Thomas Hamlin: Shaping America’s Retirement Conversation Through Trust, Education, and Enduring Leadership
The workforce today is evolving at an unprecedented rate. The new generation workforce, or as fondly called as the Generation Z or GenZ are all poised to redefine the very meaning of retirement planning. For those who don’t already register, GenZ’s are the people born between late 1990s and early 2010s, and these forward-thinking individuals are now entering the workspace, amid uncertainty, rising living costs, and changing career norms. And they are already reimagining how we, as professionals should think about long-term financial security.
Several studies have shown that only about 20% of the Gen Z are currently saving for retirement, which is largely based on the uncertainty surrounding where to begin.

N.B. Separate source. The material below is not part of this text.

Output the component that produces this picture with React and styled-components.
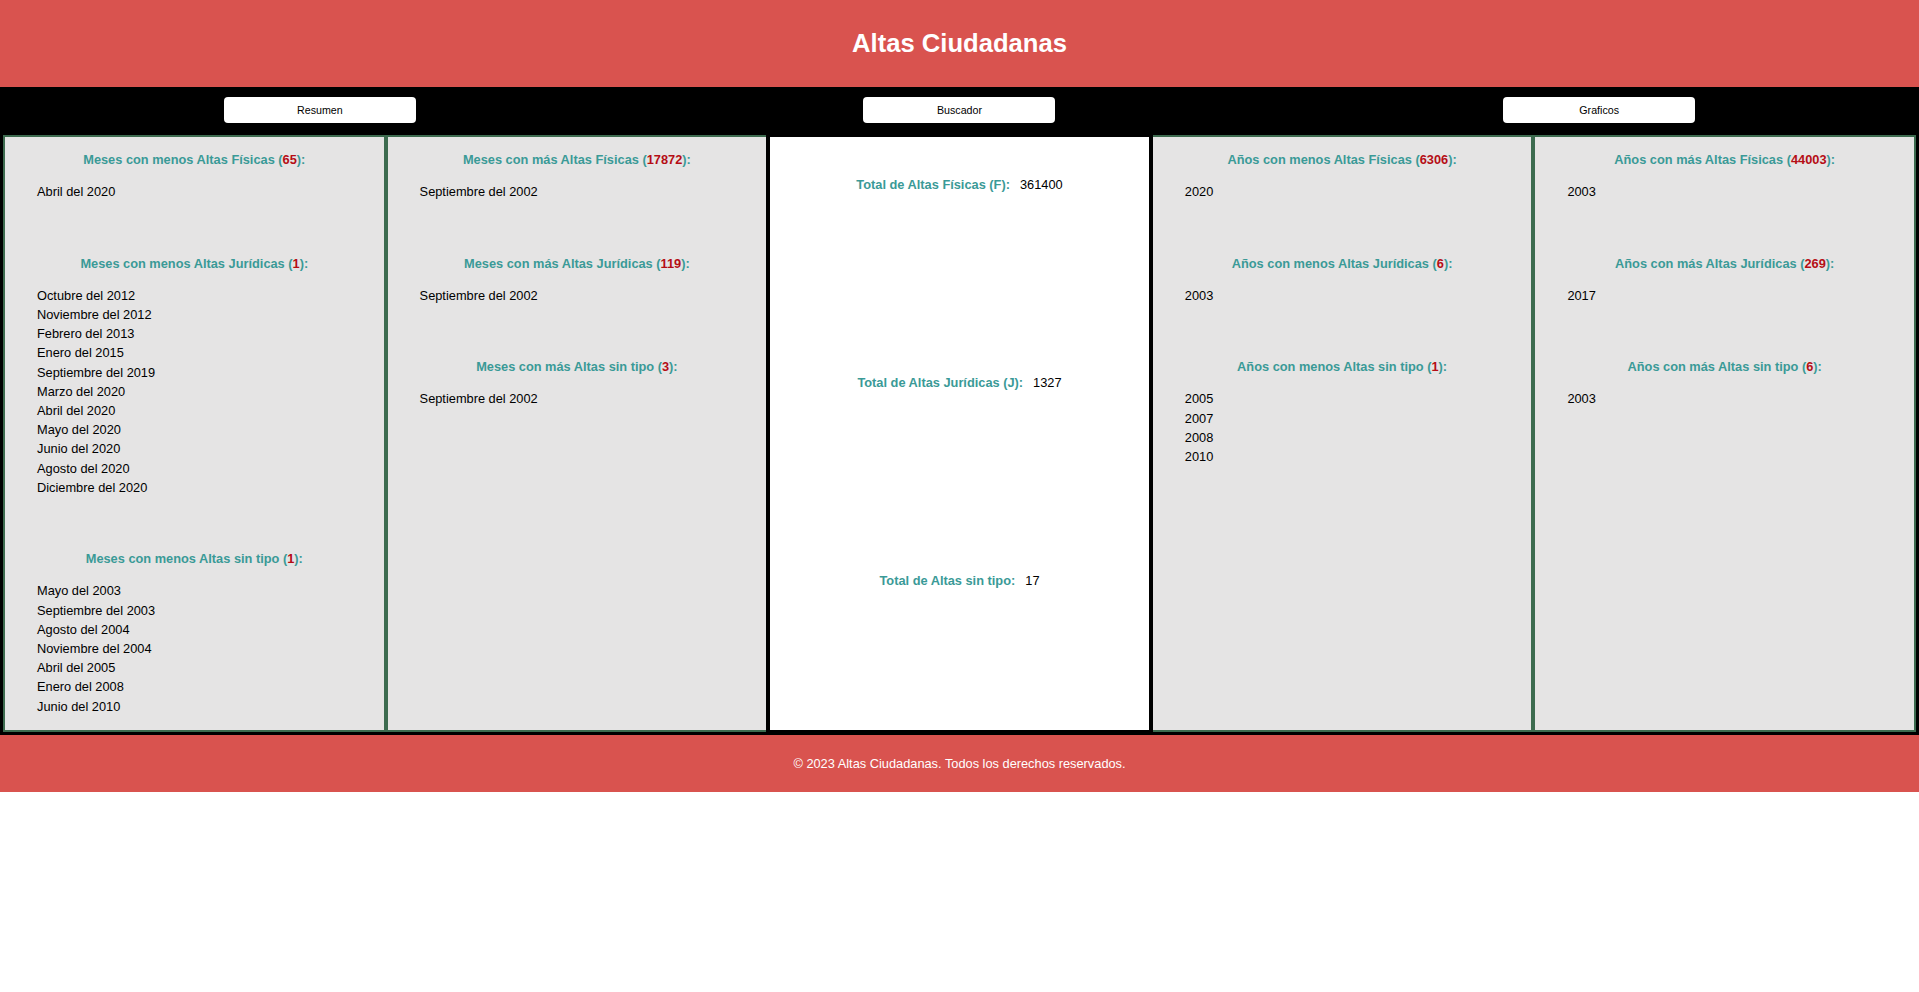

Three in four are actively participating in workplace retirement programs such as the 401(k)s or other similar plans and have started saving at a median age of 20.
Unlike prior generations who began saving later in life, many Gen Z workers are engaging with retirement planning at earlier stages — contributing substantial portions of their income once enrolled in employer plans and integrating modern financial tools into their strategies. This shift reflects broader behavioral changes: Gen Z’s priorities span flexible careers, diversified income streams, and technology-driven financial literacy, even as 69% fear outliving their retirement savings and grapple with financial stressors unseen by earlier cohorts.
These trends signal a transition from traditional retirement-ready milestones to a more dynamic, holistic view of financial freedom — one that values both security and adaptability. For industry leaders like Thomas Hamlin, CEO and Founder of Somerset Wealth Strategies, this reorientation presents a strategic imperative: to educate, engage, and empower a generation redefining retirement itself. As Gen Z reshapes expectations, the retirement planning landscape must evolve — and those who lead with insight and integrity will shape the future of financial security in America.
Walking Away to Build Something Better
Most financial leaders build by climbing ladders. Thomas B. Hamlin built by walking away from them.
In the early 1990s, Hamlin entered the annuity business with no formal financial-services pedigree—just a phone, a newsletter list, and a willingness to learn faster than everyone else. Within a year, he became the top producer nationwide at a Los Angeles annuity marketing firm. When he asked for equity, he was turned down. He left.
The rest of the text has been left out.